(INPUT FOR THIS TASK)

_ _ _ _ _

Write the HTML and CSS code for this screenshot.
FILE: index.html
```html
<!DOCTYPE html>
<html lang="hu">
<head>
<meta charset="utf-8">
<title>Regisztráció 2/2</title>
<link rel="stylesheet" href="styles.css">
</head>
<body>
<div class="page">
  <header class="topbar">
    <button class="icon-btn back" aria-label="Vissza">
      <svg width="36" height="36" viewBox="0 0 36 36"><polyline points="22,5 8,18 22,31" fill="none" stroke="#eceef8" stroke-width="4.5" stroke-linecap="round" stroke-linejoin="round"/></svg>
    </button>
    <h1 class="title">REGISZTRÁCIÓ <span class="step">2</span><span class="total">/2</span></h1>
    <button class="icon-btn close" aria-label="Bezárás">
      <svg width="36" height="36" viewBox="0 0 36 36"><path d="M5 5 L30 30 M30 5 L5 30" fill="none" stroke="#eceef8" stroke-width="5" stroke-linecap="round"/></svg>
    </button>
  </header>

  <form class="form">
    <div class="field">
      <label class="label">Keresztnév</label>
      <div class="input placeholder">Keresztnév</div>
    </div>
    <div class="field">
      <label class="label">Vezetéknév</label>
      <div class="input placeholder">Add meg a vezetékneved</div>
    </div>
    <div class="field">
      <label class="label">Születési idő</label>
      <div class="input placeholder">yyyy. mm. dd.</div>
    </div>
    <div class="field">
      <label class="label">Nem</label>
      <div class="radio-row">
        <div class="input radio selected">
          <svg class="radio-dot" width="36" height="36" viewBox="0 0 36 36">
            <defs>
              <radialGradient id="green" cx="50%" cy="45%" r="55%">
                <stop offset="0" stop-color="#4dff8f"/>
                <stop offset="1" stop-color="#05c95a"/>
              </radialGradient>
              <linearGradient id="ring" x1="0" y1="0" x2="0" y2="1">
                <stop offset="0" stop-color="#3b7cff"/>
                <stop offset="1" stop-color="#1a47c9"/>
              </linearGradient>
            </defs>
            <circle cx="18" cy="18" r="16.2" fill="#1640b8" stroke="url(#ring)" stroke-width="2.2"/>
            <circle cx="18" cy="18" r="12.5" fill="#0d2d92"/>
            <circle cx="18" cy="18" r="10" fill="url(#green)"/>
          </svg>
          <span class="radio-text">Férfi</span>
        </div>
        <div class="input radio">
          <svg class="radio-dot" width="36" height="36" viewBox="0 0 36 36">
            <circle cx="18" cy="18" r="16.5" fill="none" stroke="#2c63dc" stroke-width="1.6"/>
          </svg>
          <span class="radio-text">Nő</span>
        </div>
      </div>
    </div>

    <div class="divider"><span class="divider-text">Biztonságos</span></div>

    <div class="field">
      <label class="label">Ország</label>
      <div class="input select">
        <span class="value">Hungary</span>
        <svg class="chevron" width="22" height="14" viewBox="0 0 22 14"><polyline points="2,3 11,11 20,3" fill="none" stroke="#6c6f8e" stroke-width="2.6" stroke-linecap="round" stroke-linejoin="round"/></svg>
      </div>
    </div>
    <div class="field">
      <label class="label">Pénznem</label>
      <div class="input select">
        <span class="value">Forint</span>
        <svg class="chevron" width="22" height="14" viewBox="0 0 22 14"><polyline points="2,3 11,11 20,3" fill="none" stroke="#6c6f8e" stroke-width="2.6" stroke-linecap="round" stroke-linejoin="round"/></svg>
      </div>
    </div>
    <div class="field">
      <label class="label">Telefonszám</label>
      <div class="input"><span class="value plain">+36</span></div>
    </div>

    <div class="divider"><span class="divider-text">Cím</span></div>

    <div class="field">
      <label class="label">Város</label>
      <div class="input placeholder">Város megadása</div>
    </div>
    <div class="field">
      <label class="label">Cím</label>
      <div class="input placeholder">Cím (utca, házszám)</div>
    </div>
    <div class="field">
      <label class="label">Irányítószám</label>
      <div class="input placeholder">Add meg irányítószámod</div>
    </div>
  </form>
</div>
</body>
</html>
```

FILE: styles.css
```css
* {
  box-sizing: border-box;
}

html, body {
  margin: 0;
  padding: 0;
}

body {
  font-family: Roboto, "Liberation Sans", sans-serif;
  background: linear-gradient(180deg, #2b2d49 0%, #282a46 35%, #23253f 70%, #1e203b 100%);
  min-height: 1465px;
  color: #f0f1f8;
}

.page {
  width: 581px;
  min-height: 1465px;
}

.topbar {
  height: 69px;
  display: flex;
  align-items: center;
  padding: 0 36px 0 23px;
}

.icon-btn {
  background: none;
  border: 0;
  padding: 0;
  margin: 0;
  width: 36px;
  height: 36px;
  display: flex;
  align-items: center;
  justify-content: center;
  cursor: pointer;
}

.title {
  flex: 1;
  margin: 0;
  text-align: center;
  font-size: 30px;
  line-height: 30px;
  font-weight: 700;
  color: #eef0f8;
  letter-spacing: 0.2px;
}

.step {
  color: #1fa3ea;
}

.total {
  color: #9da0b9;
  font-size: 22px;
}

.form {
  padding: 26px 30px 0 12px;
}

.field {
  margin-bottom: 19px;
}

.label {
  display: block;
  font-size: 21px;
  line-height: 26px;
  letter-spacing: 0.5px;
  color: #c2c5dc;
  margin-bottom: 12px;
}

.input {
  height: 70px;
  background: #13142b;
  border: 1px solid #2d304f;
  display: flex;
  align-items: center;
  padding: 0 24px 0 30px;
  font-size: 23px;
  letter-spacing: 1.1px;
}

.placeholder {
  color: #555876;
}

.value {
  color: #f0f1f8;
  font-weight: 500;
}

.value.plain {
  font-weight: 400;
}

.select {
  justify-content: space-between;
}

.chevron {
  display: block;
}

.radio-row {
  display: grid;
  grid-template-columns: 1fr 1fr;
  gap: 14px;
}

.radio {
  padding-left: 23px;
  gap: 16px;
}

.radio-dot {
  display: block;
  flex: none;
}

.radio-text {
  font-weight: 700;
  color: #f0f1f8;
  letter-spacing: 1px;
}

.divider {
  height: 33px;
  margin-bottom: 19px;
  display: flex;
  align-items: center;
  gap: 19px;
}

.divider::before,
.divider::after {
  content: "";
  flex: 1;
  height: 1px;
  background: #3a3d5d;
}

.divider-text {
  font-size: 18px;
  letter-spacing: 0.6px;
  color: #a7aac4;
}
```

_ _ _ _ _

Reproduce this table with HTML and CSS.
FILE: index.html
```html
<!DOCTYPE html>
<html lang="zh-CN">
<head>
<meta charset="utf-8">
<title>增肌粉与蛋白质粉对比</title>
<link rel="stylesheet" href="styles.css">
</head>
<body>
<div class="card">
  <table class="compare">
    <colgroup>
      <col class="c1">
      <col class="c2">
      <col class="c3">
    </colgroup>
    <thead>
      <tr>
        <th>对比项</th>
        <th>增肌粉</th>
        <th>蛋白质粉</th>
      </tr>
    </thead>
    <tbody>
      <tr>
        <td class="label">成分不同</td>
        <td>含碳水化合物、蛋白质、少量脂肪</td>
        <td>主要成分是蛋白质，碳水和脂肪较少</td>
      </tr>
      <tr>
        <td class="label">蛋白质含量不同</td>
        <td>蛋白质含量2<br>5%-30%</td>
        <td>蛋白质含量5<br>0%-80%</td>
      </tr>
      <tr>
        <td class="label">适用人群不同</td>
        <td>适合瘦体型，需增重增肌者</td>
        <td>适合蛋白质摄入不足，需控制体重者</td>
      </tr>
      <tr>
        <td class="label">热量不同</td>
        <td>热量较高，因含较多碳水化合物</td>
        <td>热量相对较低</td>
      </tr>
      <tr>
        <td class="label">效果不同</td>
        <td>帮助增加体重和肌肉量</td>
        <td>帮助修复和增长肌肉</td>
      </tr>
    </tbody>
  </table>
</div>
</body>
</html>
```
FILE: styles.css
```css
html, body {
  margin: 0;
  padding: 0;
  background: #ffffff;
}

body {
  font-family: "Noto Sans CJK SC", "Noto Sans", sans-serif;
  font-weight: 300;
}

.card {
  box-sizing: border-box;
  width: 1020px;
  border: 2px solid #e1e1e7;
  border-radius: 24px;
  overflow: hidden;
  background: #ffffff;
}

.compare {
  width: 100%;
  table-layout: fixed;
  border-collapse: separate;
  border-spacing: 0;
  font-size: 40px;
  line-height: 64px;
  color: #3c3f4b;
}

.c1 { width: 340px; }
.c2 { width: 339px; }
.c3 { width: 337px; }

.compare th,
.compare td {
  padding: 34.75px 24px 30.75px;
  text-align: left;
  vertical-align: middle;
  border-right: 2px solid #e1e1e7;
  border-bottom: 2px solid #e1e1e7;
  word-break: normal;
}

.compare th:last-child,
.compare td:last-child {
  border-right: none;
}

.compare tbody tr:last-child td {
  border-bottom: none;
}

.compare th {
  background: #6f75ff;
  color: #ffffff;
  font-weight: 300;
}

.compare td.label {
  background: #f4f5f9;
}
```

_ _ _ _ _

Within the listing above, copy each line that has the string "table".

(TASK SOLUTION)
Reproduce this table with HTML and CSS.
  <table class="compare">
  </table>
  table-layout: fixed;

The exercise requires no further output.